▸ **DATA EXCERPT**:
=-=-=
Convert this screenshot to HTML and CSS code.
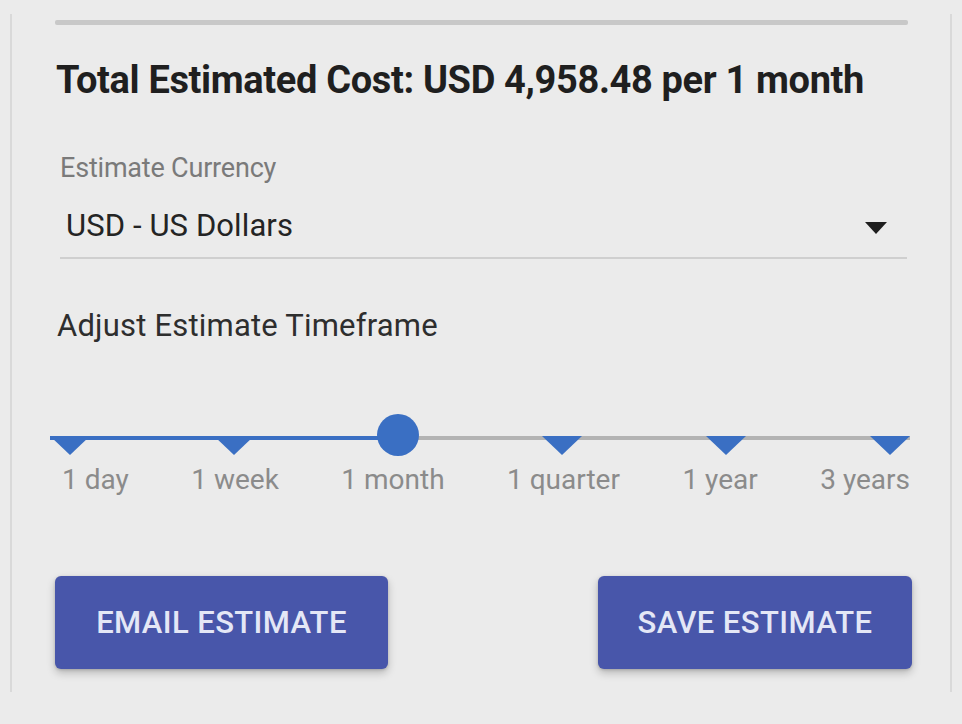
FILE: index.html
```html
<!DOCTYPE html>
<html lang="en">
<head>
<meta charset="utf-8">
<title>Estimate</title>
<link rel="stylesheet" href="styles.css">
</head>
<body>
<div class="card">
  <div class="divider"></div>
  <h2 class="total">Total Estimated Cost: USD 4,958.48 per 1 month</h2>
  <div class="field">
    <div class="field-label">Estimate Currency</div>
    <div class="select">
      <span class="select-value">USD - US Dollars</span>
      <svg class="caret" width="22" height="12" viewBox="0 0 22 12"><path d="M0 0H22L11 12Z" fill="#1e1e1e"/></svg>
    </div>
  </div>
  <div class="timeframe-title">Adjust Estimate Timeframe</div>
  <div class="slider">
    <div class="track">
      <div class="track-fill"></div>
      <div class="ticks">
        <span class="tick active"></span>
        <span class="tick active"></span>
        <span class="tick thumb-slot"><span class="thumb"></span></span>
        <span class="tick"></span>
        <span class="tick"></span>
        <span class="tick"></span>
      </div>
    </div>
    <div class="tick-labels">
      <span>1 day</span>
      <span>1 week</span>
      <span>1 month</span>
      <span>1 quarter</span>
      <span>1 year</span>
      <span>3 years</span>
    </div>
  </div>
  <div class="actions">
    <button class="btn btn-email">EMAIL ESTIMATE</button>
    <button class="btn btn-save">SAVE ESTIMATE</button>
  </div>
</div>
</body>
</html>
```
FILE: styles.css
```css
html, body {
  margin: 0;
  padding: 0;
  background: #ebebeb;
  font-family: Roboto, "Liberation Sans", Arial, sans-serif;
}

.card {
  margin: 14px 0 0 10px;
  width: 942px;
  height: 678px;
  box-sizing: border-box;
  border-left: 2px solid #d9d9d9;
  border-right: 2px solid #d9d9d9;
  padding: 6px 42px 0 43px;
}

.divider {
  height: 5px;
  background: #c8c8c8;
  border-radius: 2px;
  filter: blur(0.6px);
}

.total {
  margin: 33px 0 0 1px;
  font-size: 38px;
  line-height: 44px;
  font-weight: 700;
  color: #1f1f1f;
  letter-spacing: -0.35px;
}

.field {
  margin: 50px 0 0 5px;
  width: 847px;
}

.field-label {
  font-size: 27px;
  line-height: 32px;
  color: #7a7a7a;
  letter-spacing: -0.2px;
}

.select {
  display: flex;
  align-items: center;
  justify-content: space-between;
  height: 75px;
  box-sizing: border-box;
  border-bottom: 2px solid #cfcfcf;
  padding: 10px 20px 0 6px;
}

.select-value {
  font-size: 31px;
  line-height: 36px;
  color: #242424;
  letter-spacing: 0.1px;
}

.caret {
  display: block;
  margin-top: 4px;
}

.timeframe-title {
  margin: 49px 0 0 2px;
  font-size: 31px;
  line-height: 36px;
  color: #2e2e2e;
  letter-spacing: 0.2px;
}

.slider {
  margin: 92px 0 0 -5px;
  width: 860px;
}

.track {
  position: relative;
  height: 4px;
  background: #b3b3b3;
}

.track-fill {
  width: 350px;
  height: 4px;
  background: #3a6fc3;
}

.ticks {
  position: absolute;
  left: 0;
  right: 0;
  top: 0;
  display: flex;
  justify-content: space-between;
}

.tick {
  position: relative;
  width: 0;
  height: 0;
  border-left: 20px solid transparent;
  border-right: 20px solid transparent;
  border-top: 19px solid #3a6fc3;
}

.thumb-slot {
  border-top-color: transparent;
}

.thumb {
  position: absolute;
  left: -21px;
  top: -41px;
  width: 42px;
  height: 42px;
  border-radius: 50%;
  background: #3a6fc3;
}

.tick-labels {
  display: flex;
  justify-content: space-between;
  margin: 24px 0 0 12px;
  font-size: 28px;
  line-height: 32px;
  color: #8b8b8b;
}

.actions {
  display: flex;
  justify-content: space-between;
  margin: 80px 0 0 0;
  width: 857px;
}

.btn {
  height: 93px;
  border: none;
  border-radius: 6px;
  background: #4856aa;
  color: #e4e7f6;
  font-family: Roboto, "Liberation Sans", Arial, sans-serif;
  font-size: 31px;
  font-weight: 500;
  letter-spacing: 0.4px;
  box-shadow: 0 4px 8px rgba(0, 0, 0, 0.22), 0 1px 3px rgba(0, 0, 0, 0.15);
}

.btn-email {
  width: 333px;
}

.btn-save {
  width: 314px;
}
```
=-=-=
▸ **WHAT THIS TASK INVOLVES**: Keep the pictures out of the copy and return the rest of the data above exactly.

▸ **TASK ANSWER**:
Convert this screenshot to HTML and CSS code.
FILE: index.html
```html
<!DOCTYPE html>
<html lang="en">
<head>
<meta charset="utf-8">
<title>Estimate</title>
<link rel="stylesheet" href="styles.css">
</head>
<body>
<div class="card">
  <div class="divider"></div>
  <h2 class="total">Total Estimated Cost: USD 4,958.48 per 1 month</h2>
  <div class="field">
    <div class="field-label">Estimate Currency</div>
    <div class="select">
      <span class="select-value">USD - US Dollars</span>
      <svg class="caret" width="22" height="12" viewBox="0 0 22 12"><path d="M0 0H22L11 12Z" fill="#1e1e1e"/></svg>
    </div>
  </div>
  <div class="timeframe-title">Adjust Estimate Timeframe</div>
  <div class="slider">
    <div class="track">
      <div class="track-fill"></div>
      <div class="ticks">
        <span class="tick active"></span>
        <span class="tick active"></span>
        <span class="tick thumb-slot"><span class="thumb"></span></span>
        <span class="tick"></span>
        <span class="tick"></span>
        <span class="tick"></span>
      </div>
    </div>
    <div class="tick-labels">
      <span>1 day</span>
      <span>1 week</span>
      <span>1 month</span>
      <span>1 quarter</span>
      <span>1 year</span>
      <span>3 years</span>
    </div>
  </div>
  <div class="actions">
    <button class="btn btn-email">EMAIL ESTIMATE</button>
    <button class="btn btn-save">SAVE ESTIMATE</button>
  </div>
</div>
</body>
</html>
```
FILE: styles.css
```css
html, body {
  margin: 0;
  padding: 0;
  background: #ebebeb;
  font-family: Roboto, "Liberation Sans", Arial, sans-serif;
}

.card {
  margin: 14px 0 0 10px;
  width: 942px;
  height: 678px;
  box-sizing: border-box;
  border-left: 2px solid #d9d9d9;
  border-right: 2px solid #d9d9d9;
  padding: 6px 42px 0 43px;
}

.divider {
  height: 5px;
  background: #c8c8c8;
  border-radius: 2px;
  filter: blur(0.6px);
}

.total {
  margin: 33px 0 0 1px;
  font-size: 38px;
  line-height: 44px;
  font-weight: 700;
  color: #1f1f1f;
  letter-spacing: -0.35px;
}

.field {
  margin: 50px 0 0 5px;
  width: 847px;
}

.field-label {
  font-size: 27px;
  line-height: 32px;
  color: #7a7a7a;
  letter-spacing: -0.2px;
}

.select {
  display: flex;
  align-items: center;
  justify-content: space-between;
  height: 75px;
  box-sizing: border-box;
  border-bottom: 2px solid #cfcfcf;
  padding: 10px 20px 0 6px;
}

.select-value {
  font-size: 31px;
  line-height: 36px;
  color: #242424;
  letter-spacing: 0.1px;
}

.caret {
  display: block;
  margin-top: 4px;
}

.timeframe-title {
  margin: 49px 0 0 2px;
  font-size: 31px;
  line-height: 36px;
  color: #2e2e2e;
  letter-spacing: 0.2px;
}

.slider {
  margin: 92px 0 0 -5px;
  width: 860px;
}

.track {
  position: relative;
  height: 4px;
  background: #b3b3b3;
}

.track-fill {
  width: 350px;
  height: 4px;
  background: #3a6fc3;
}

.ticks {
  position: absolute;
  left: 0;
  right: 0;
  top: 0;
  display: flex;
  justify-content: space-between;
}

.tick {
  position: relative;
  width: 0;
  height: 0;
  border-left: 20px solid transparent;
  border-right: 20px solid transparent;
  border-top: 19px solid #3a6fc3;
}

.thumb-slot {
  border-top-color: transparent;
}

.thumb {
  position: absolute;
  left: -21px;
  top: -41px;
  width: 42px;
  height: 42px;
  border-radius: 50%;
  background: #3a6fc3;
}

.tick-labels {
  display: flex;
  justify-content: space-between;
  margin: 24px 0 0 12px;
  font-size: 28px;
  line-height: 32px;
  color: #8b8b8b;
}

.actions {
  display: flex;
  justify-content: space-between;
  margin: 80px 0 0 0;
  width: 857px;
}

.btn {
  height: 93px;
  border: none;
  border-radius: 6px;
  background: #4856aa;
  color: #e4e7f6;
  font-family: Roboto, "Liberation Sans", Arial, sans-serif;
  font-size: 31px;
  font-weight: 500;
  letter-spacing: 0.4px;
  box-shadow: 0 4px 8px rgba(0, 0, 0, 0.22), 0 1px 3px rgba(0, 0, 0, 0.15);
}

.btn-email {
  width: 333px;
}

.btn-save {
  width: 314px;
}
```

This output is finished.